▶ _WRITTEN INSTRUCTION_:
Pull every line holding the string "that" from the records below.

[Extracted records]
• • • •
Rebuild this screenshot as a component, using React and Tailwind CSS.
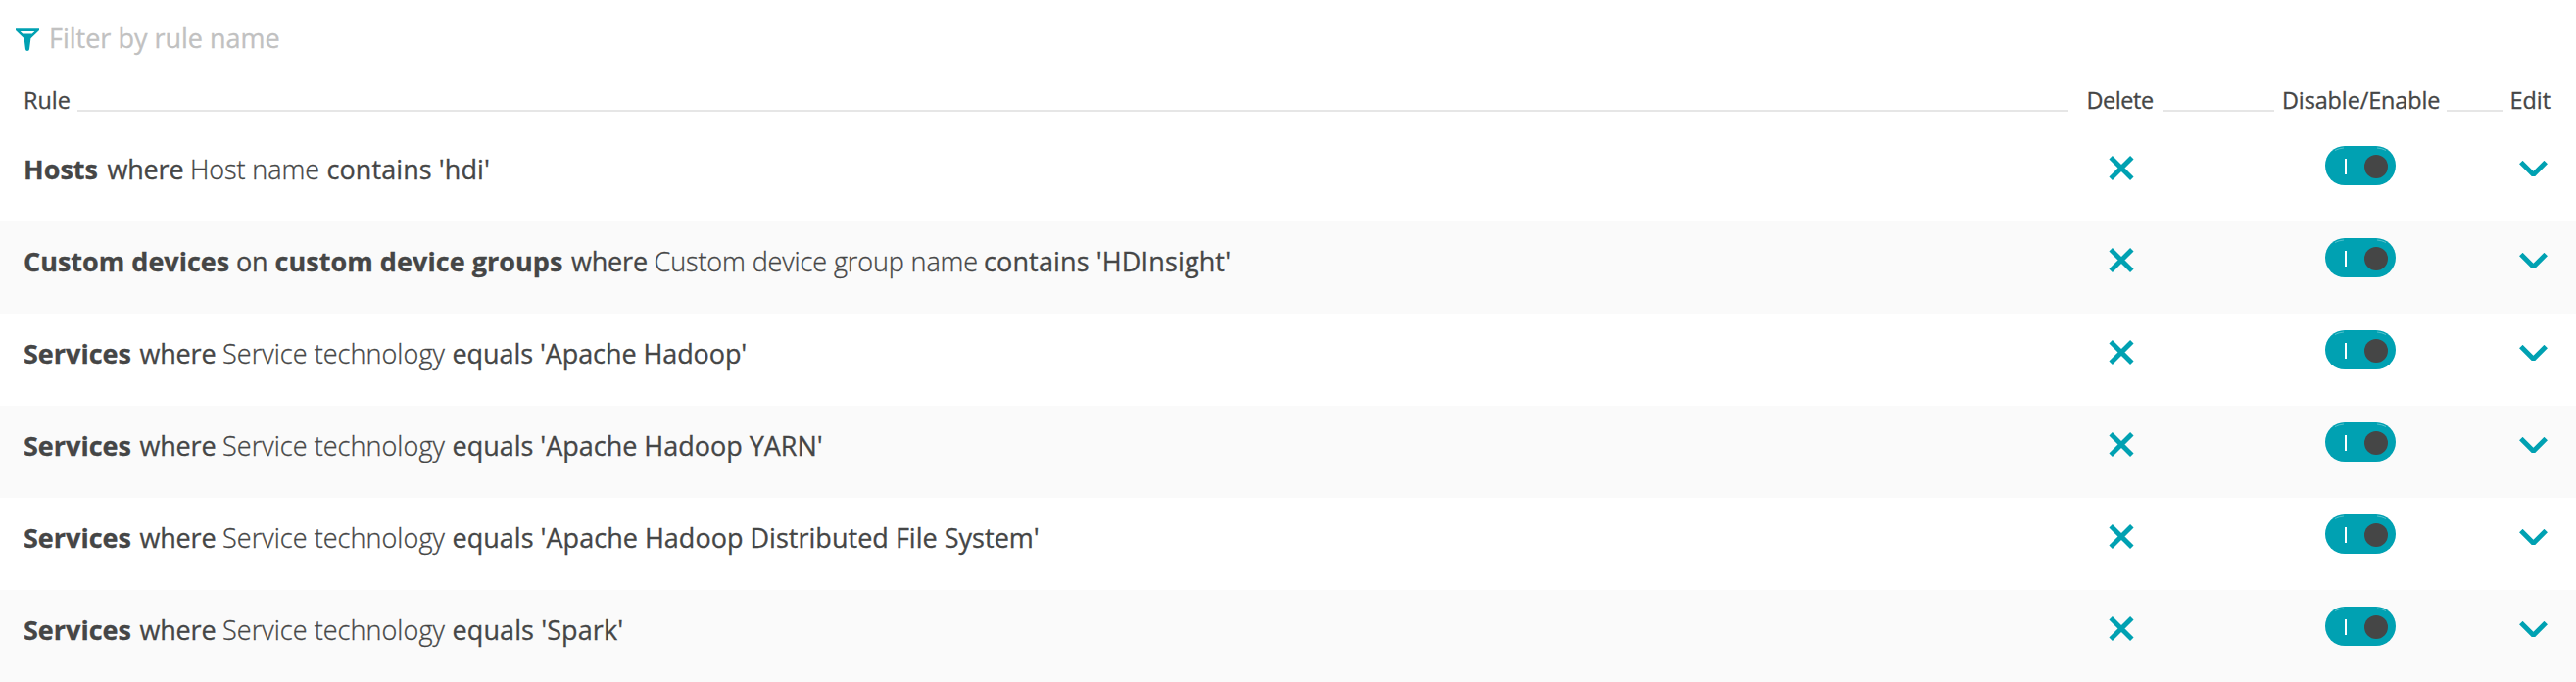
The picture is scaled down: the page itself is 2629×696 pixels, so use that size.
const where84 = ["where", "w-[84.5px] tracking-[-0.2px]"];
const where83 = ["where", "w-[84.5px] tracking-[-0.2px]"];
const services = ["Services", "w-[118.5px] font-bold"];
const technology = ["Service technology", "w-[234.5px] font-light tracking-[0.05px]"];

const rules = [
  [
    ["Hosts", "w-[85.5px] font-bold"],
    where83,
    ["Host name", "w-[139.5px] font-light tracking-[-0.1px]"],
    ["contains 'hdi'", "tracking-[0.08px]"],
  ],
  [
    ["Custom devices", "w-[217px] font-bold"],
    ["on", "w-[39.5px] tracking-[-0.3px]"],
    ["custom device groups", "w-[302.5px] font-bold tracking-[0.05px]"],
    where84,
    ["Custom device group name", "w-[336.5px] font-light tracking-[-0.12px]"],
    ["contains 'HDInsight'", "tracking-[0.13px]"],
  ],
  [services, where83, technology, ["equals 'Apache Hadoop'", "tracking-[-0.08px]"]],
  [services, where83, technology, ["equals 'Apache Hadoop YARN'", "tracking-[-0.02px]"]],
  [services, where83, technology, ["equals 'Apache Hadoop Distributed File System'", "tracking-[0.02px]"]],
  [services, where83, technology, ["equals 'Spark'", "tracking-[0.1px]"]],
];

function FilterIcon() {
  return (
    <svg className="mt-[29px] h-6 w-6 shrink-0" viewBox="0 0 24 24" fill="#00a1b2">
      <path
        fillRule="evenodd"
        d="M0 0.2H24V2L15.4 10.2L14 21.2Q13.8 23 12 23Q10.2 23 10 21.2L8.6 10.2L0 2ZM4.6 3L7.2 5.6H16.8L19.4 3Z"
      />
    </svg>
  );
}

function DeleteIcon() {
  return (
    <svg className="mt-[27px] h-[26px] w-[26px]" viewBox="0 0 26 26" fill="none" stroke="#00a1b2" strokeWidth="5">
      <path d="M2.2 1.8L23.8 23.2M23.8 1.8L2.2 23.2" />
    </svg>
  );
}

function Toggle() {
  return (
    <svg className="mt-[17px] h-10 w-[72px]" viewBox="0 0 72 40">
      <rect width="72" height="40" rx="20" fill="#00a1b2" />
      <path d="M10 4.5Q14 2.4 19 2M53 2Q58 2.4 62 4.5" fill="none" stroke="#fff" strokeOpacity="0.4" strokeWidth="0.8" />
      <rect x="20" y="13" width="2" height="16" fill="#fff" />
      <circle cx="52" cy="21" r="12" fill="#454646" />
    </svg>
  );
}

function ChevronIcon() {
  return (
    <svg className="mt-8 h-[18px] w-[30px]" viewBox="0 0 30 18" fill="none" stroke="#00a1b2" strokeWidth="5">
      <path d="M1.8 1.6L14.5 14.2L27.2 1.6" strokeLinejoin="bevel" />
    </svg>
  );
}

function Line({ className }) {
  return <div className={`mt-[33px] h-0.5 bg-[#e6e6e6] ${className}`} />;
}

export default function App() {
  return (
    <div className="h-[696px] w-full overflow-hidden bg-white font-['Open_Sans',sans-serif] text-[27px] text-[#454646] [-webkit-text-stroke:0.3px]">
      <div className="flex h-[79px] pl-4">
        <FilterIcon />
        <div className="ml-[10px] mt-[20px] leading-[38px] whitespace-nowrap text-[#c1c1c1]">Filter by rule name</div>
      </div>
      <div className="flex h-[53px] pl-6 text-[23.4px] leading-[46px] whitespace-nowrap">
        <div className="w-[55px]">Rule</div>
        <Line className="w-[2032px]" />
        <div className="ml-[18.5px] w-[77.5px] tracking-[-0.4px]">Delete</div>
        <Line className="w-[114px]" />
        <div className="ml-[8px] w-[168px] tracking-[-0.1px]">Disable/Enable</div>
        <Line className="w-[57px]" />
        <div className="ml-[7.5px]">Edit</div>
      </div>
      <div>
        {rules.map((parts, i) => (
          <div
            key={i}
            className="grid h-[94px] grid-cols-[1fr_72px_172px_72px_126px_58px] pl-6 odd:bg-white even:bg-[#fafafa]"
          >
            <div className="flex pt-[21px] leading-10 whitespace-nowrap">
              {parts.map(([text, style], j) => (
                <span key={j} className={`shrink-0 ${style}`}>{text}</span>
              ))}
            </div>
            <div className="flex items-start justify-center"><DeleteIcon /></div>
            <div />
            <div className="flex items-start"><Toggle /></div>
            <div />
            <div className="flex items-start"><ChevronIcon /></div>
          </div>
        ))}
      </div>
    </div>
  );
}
• • • •
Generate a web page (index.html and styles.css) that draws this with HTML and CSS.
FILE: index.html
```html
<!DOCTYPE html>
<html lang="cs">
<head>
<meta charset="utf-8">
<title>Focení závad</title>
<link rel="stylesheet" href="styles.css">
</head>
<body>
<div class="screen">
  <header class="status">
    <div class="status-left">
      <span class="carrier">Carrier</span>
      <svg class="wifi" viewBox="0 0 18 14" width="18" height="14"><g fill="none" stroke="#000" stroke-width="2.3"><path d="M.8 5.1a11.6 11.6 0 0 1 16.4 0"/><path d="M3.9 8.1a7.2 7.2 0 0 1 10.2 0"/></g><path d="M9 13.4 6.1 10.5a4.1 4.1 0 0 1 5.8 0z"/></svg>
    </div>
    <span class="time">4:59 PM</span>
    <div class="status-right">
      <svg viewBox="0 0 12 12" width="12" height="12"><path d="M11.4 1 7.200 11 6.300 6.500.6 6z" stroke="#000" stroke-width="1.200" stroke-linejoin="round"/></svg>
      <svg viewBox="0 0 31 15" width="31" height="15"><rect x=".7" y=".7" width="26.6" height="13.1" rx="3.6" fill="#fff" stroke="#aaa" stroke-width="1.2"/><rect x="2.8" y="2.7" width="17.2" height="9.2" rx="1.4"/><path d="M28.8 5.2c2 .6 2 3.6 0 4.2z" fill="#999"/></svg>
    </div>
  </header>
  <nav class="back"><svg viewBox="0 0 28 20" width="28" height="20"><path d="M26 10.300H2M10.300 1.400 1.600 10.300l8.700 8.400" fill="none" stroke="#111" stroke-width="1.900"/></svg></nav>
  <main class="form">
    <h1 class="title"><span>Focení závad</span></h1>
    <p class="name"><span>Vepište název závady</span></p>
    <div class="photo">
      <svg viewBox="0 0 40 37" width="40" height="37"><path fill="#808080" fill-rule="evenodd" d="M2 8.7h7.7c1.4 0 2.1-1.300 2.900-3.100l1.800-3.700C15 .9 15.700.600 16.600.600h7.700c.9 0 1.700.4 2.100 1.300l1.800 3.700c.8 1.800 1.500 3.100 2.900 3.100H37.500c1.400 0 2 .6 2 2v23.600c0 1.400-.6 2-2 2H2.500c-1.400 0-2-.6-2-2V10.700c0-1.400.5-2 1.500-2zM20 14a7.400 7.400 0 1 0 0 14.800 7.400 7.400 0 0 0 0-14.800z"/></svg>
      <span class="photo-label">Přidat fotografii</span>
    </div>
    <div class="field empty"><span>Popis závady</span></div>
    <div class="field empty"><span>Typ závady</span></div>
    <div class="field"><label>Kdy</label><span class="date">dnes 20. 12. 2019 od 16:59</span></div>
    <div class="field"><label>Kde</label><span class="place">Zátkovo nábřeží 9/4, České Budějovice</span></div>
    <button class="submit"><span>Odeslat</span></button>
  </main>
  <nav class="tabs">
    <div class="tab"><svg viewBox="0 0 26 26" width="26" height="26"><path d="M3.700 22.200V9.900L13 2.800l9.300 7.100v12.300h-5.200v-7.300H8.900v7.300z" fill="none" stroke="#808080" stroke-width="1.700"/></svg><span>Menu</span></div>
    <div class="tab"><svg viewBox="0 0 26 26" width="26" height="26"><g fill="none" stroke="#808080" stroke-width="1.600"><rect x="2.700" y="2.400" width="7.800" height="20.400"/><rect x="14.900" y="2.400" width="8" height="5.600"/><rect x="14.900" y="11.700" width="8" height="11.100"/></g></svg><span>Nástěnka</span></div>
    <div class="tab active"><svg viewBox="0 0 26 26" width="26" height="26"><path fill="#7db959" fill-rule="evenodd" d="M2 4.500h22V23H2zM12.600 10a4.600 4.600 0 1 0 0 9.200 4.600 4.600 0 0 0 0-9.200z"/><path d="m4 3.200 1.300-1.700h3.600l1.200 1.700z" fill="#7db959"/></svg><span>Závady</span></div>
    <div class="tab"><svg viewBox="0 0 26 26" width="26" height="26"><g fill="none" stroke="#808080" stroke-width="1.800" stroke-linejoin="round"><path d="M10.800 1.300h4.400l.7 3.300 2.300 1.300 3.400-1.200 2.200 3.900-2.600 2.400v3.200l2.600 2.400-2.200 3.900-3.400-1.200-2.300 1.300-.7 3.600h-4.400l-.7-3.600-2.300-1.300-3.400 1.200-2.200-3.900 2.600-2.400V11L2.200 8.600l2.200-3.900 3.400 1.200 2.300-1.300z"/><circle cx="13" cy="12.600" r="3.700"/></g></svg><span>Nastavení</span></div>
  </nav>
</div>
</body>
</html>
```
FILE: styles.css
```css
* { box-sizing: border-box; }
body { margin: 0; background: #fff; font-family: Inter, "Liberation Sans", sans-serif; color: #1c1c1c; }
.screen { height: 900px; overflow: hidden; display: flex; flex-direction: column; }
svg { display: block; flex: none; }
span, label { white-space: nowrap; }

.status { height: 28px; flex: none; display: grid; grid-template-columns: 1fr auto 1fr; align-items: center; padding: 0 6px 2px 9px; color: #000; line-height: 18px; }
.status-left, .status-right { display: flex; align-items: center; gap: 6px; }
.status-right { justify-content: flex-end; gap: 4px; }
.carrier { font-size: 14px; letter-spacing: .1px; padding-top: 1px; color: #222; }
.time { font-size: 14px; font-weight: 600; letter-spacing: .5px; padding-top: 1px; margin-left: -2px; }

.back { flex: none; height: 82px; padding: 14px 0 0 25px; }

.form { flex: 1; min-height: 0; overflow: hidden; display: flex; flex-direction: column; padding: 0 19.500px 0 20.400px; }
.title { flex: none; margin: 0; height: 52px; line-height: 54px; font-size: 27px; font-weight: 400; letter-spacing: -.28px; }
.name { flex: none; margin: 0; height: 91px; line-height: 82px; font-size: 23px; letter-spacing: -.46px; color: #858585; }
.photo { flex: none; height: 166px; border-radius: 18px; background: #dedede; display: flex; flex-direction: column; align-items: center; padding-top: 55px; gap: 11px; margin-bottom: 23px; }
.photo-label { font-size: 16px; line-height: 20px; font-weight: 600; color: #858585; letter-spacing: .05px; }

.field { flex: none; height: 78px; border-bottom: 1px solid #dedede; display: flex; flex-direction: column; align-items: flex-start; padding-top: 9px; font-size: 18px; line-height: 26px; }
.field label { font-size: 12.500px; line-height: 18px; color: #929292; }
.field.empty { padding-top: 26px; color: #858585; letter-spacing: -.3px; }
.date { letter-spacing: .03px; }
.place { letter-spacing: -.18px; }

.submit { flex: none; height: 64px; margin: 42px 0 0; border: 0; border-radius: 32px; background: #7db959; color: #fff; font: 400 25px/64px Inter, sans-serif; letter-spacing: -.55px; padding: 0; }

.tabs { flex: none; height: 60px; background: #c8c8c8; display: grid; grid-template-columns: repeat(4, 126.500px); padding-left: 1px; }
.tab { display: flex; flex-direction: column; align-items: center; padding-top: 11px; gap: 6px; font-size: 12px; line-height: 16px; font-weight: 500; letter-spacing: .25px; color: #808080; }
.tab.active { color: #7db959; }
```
• • • •
▶ _RESPONSE_:
The picture is scaled down: the page itself is 2629×696 pixels, so use that size.
Generate a web page (index.html and styles.css) that draws this with HTML and CSS.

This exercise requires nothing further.